Gigi Buffon merita ancora la fascia di capitano: la merita sopratutto dopo la partita Milan – Juventus di domenica scorsa. Perchè se la nazionale di calcio rappresenta l’Italia e il capitano è il leader di una squadra, allora non avremmo potuto chiedere alla buona sorte capitano migliore e più rappresentativo di Buffon a tenere alta la nostra bandiera. In fin dei conti cos’avrà detto poi di così amorale il portierone azzurro? L’ha pure ribadito al ritiro azzurro da quanto ne è convinto: “sono contento di come sono, sono ancora più orgoglioso di essere fatto in questa maniera, sono molto più leale di tanti retorici che si accaniscono dietro a determinate frasi”. Orgogliosi d’essere riusciti a negare la verità fino a farci credere che non esista più una verità oggettiva ma ognuno abbia il diritto di crearsi una verità a suo uso e consumo: “non c’è stato goal, questa è la mia verità”. D’altronde Gigi è capitano dell’Italia, ricordiamocelo. Dell’Italia che ha bandito da anni il principio dell’onestà intellettuale fino a farci credere che il futuro appartiene alla gente ch’è in grado di manipolare la verità.

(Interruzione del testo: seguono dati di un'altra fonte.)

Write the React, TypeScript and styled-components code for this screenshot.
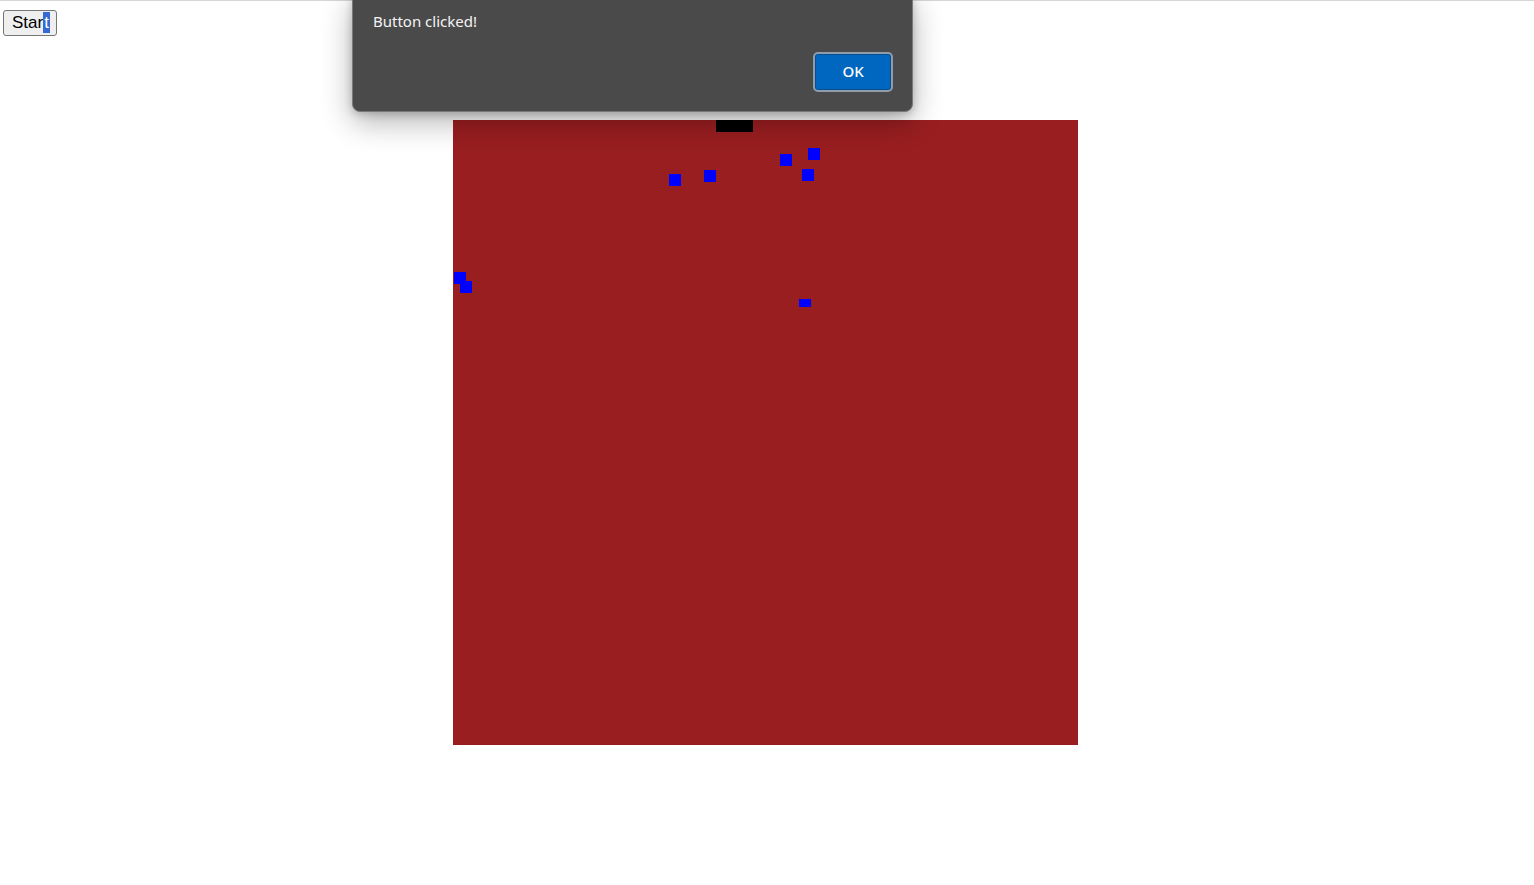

Che sia stato il calcio a mostrarcelo in mondovisione è solo un’occasione della quale rendere grazie e laudi mattutine al Padreterno che, pure Lui, ha messo da parte i pulpiti e le omelie e ha iniziato a parlare al cuore e alla pancia della gente col loro linguaggio: quello del calcio per l’appunto. Perchè in uno stato in cui l’affiliazione sportiva ha preso il posto dell’appartenenza religiosa di un tempo, i sermoni di San Romualdo Abate e San Giovanni Nepomuceno – non ce ne voglia San Paterniano di Fano o il suo collega Sant’Alberto degli Abati se non li citiamo – non sono poi così evocativi come le gesta di Gigi Buffon o del giovane Alessandro Matri. Ragione per cui pure il buon Dio s’è deciso di usare la filiazione sportiva per mostrare come la zizzania cresca fertile e feconda assieme al buon grano. I grandi moralizzatori hanno dato contro al nostro portiere. A guardarli sono gli stessi che magari frequentano i luoghi sacri della nostra nazione: lo stato, l’economia, la Chiesa. Quello stato che per primo c’ha addottrinati all’omertà colpevole e alla menzogna ad oltranza come mezzi utili e necessari per salvare lo sgabello e il prestigio. Quella chiesa che di fronte ad un’evidente scisma sotterraneo in atto da anni continua imperterrita a negare ogni pur minima diatriba al suo interno. Quell’economia che per anni ci ha fatto credere d’essere in fase di ripresa e ancor oggi s’intestardisce a negare l’evidenza di una povertà dilagante e disarmante.
Con buona pace di chi al cristianesimo ha preferito il moralismo, in coro diciamo: “Capitano, mio capitano”. Perchè cosa mai avrà detto di così diverso dal sentire popolare? Per questo merita la fascia sul braccio: per averci dimostrato il labile confine che esiste tra la Verità e la Menzogna. Almeno lui – e chi con lui fa parte di questa galassia pseudo-sportiva – l’ha fatto per difendere una tribù e una squadra che lo paga per difendere una bandiera a tutti i costi. Il problema è tutta l’altra parte dell’Italia, quella che gratis e a suo danno continua ad autoconvincersi che la verità sia davvero quella che le stanno facendo bere da anni. Se davvero il calcio stavolta fosse servito anche solo a far provare ribrezzo della Menzogna dilagante, una partita val bene una messa mancata: chissà che il buon Dio non si sia deciso di parlare un linguaggio più figurato per esprimere il medesimo concetto.
All’insaputa di chi Dio pensava d’averlo rinchiuso dentro gli armadi delle sacrestie; in realtà domenica era allo stadio.